▸ **GIVEN REQUEST**
Using the data below, copy every line that contains the word "with".

▸ **EXERCISE MATERIAL**
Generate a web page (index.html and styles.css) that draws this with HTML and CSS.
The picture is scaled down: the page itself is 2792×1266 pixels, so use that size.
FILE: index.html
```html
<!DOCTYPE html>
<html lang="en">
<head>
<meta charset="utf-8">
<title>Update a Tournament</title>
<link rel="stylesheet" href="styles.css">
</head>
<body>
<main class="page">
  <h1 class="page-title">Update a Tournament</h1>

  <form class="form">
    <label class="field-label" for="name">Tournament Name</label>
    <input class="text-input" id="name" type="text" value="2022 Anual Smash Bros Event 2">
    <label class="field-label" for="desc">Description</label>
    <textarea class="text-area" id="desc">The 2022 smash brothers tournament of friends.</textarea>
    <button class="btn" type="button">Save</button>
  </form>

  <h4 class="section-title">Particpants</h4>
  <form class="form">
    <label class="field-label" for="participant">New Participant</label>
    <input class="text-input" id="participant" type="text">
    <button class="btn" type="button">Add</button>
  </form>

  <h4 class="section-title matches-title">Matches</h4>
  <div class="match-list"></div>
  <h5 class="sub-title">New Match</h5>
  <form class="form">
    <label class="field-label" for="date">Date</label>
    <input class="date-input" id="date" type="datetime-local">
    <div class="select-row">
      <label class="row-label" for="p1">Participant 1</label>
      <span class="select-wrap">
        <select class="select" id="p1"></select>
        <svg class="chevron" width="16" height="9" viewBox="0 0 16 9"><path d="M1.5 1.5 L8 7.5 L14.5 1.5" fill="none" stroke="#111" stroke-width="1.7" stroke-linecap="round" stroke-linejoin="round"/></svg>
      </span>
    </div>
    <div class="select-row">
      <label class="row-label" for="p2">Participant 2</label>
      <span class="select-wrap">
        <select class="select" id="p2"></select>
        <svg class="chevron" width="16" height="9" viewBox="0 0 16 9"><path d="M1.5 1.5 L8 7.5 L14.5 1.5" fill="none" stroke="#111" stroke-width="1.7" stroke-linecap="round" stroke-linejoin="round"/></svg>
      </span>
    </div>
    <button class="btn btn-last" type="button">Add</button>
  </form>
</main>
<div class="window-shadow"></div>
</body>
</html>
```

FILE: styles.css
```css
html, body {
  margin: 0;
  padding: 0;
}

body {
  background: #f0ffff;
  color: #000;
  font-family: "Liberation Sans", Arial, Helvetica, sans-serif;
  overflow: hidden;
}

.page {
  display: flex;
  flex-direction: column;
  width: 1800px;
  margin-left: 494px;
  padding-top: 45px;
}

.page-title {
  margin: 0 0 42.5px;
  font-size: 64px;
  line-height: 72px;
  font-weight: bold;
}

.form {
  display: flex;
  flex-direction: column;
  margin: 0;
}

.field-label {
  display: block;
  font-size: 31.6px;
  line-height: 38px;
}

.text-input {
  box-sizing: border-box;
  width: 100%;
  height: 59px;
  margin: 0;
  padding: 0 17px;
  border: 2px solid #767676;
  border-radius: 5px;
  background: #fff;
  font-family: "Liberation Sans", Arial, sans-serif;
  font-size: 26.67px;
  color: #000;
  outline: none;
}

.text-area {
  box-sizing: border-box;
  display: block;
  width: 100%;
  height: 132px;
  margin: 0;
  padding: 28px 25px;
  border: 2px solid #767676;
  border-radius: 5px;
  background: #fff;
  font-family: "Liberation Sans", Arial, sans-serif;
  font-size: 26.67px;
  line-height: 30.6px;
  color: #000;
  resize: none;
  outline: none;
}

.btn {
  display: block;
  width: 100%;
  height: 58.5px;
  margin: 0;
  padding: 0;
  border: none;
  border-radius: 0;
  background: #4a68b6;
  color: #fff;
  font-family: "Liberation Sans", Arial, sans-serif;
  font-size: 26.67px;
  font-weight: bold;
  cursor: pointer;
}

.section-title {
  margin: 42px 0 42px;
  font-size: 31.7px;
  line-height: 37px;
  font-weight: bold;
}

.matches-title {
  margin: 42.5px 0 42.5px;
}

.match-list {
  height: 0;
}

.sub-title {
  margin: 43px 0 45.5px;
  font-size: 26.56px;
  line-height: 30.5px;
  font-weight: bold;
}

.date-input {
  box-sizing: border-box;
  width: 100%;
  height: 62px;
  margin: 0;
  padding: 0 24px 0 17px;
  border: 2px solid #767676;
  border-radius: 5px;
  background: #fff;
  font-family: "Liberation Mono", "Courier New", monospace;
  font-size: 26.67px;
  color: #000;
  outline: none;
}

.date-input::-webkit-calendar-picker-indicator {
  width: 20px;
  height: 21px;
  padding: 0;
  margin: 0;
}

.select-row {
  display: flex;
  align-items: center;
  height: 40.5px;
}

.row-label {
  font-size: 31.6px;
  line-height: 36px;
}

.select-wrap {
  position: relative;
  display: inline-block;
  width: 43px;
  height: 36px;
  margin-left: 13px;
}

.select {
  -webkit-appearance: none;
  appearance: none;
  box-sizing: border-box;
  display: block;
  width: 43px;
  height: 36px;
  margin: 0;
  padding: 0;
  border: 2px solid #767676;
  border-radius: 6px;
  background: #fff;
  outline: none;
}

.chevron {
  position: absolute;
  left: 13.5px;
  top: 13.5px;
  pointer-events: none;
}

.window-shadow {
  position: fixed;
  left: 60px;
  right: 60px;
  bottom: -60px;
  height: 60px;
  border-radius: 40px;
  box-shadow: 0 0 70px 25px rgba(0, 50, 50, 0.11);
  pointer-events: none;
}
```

---

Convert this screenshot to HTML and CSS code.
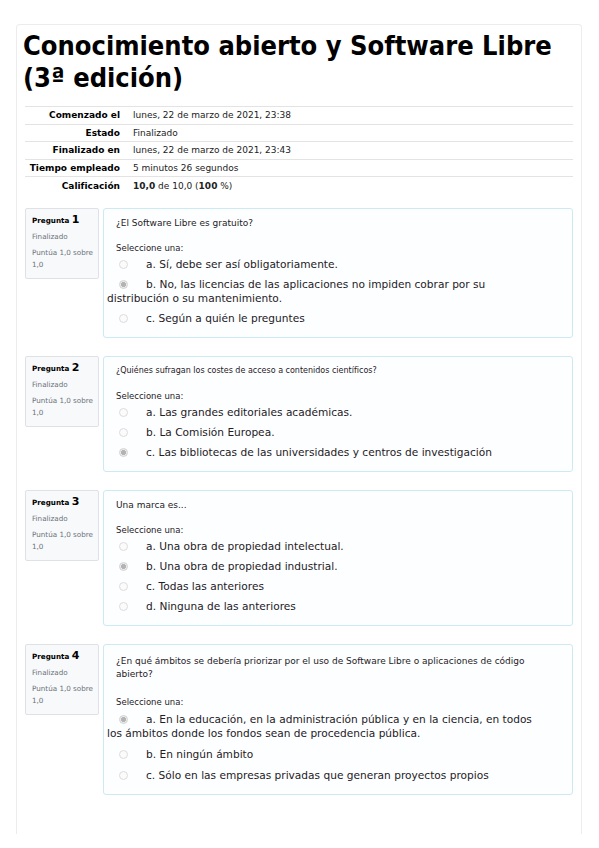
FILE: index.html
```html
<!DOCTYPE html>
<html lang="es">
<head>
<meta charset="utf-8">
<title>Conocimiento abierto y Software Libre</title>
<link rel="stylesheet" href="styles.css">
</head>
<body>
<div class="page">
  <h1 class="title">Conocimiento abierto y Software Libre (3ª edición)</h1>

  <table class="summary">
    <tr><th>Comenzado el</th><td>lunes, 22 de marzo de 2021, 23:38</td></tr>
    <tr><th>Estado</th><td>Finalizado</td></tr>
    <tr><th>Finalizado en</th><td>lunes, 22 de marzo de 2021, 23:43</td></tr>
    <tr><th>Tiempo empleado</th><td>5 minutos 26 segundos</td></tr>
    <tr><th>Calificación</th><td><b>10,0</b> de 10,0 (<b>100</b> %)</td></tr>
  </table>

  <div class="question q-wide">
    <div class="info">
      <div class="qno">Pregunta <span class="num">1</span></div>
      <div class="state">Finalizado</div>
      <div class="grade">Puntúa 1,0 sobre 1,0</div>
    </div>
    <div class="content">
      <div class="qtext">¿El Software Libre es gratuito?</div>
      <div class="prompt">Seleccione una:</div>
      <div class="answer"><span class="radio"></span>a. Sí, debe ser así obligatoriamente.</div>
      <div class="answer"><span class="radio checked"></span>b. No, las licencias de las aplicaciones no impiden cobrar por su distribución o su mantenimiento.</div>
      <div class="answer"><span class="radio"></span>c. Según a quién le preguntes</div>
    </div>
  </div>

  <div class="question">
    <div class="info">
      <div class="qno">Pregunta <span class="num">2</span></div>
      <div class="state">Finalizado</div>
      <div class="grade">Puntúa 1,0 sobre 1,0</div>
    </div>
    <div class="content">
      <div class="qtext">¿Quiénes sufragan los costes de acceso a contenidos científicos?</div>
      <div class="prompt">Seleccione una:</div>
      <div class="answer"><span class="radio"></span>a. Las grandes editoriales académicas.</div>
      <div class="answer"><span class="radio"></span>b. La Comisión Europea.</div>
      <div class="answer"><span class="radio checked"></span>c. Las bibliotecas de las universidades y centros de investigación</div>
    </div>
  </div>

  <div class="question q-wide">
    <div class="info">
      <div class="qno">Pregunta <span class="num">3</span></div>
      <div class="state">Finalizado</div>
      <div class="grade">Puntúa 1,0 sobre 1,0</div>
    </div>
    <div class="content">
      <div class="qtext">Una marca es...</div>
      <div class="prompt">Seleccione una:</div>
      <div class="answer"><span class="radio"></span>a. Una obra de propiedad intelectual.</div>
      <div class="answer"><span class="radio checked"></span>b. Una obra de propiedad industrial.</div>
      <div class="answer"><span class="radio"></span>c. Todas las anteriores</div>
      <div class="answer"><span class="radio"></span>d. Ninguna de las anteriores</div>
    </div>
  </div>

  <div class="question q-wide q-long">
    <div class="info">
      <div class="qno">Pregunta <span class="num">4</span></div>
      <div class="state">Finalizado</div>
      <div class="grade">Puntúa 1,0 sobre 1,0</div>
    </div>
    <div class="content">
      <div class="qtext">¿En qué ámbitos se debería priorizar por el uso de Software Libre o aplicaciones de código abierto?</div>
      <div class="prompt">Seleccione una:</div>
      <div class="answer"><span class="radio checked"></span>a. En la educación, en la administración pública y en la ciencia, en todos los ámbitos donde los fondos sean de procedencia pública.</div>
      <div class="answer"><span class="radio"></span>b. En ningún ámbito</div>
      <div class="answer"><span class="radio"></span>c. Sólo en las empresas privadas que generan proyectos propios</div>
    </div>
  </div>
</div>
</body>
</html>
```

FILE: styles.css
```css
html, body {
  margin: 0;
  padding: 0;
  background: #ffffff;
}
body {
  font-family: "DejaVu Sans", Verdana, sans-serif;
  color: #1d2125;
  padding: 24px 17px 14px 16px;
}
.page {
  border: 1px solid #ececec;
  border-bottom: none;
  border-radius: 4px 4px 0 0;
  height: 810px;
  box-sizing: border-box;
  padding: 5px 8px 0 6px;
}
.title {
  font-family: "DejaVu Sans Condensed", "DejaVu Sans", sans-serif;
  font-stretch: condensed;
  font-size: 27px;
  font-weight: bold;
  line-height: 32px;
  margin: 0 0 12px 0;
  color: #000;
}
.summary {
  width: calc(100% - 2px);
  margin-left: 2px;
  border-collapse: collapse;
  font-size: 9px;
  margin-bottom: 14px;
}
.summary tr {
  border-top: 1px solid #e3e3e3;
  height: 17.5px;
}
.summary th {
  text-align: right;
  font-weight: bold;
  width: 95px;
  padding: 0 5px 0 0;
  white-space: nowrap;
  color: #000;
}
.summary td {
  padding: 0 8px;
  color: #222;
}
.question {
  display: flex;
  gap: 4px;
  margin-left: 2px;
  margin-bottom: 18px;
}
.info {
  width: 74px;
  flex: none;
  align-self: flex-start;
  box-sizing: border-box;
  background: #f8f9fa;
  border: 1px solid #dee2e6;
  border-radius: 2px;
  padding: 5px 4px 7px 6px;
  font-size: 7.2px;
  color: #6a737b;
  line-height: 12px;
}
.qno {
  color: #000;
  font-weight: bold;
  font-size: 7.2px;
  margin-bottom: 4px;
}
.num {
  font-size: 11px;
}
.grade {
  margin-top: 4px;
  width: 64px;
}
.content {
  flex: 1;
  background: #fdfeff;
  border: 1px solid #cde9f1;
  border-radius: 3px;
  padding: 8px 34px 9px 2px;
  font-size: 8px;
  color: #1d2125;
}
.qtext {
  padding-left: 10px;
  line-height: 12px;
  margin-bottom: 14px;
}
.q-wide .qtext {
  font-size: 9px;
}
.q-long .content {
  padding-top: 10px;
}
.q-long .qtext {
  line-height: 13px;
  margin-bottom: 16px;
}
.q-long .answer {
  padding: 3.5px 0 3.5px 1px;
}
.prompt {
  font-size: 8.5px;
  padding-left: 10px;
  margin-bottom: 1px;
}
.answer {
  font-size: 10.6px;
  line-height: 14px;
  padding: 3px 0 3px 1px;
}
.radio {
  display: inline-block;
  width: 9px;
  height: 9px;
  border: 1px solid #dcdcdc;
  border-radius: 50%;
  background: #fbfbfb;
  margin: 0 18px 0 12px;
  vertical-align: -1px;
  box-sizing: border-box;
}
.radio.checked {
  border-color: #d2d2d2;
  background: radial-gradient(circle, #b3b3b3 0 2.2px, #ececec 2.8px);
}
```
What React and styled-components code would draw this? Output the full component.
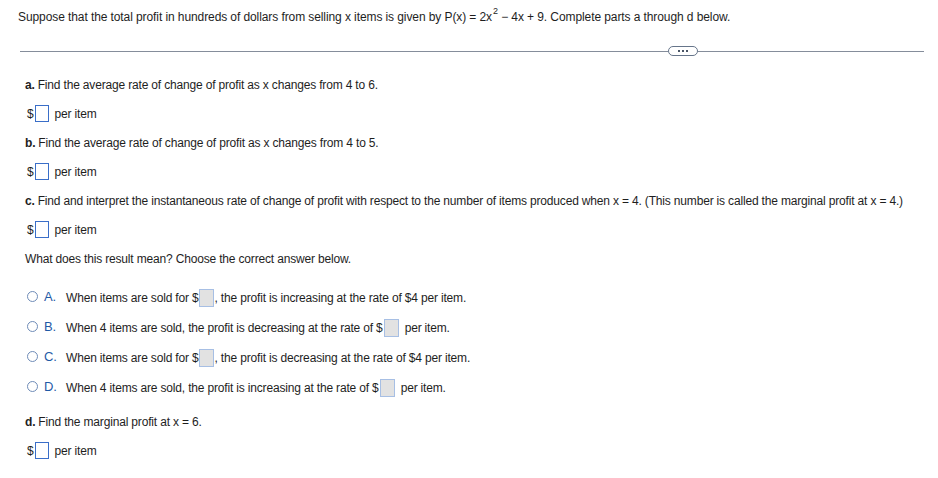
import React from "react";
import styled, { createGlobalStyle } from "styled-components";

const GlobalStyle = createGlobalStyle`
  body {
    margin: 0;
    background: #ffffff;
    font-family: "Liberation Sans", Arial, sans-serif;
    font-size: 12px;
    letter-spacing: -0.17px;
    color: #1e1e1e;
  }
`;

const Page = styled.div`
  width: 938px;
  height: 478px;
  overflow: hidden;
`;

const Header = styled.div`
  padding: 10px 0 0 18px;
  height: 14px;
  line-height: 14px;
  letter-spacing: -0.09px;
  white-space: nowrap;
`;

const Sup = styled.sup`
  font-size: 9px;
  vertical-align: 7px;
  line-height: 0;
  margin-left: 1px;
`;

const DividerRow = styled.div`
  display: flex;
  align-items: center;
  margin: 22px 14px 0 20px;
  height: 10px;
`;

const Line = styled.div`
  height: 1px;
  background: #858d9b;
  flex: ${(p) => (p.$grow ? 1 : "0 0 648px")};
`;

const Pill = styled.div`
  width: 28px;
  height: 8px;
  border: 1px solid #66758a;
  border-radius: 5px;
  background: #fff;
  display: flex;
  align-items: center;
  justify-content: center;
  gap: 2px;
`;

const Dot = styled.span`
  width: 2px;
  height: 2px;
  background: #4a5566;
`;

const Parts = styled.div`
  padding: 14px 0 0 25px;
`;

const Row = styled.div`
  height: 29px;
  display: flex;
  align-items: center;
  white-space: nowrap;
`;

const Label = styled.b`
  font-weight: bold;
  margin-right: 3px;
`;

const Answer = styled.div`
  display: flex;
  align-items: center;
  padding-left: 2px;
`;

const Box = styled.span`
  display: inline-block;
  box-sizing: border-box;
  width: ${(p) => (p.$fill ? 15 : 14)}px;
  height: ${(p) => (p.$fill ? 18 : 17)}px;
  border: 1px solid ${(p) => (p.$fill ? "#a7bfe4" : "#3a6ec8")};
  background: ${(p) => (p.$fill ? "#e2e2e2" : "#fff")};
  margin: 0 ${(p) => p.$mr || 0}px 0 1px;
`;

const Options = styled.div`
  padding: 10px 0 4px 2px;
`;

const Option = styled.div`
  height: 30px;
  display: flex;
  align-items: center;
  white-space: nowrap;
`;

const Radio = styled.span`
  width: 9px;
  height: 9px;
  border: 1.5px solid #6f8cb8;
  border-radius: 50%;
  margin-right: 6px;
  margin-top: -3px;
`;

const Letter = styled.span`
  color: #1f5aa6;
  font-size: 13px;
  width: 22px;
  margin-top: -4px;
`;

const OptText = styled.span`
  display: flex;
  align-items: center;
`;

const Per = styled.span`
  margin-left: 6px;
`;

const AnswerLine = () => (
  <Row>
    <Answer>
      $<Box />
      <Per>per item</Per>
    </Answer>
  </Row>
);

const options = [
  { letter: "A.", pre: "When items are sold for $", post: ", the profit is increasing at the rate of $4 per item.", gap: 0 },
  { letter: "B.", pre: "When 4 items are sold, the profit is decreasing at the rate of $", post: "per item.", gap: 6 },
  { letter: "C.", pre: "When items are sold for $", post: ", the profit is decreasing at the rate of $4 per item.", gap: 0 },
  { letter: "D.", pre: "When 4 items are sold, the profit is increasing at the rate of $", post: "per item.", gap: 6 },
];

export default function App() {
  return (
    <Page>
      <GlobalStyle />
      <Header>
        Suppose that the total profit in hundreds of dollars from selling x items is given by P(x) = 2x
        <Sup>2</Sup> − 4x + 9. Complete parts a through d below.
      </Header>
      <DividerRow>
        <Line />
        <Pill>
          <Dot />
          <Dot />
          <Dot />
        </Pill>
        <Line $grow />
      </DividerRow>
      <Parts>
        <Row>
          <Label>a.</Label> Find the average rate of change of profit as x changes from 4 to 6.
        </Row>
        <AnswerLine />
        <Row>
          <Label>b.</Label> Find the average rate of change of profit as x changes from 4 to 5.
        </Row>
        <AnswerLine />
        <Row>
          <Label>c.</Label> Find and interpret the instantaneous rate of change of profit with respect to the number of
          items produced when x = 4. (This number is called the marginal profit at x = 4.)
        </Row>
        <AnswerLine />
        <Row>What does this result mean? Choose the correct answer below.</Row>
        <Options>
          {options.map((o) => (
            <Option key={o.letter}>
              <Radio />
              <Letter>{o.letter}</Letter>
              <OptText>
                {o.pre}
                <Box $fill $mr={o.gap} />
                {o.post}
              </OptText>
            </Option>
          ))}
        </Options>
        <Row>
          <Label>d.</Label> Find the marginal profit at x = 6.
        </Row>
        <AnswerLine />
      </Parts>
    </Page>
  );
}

▸ **REPLY**
Generate a web page (index.html and styles.css) that draws this with HTML and CSS.
          <Label>c.</Label> Find and interpret the instantaneous rate of change of profit with respect to the number of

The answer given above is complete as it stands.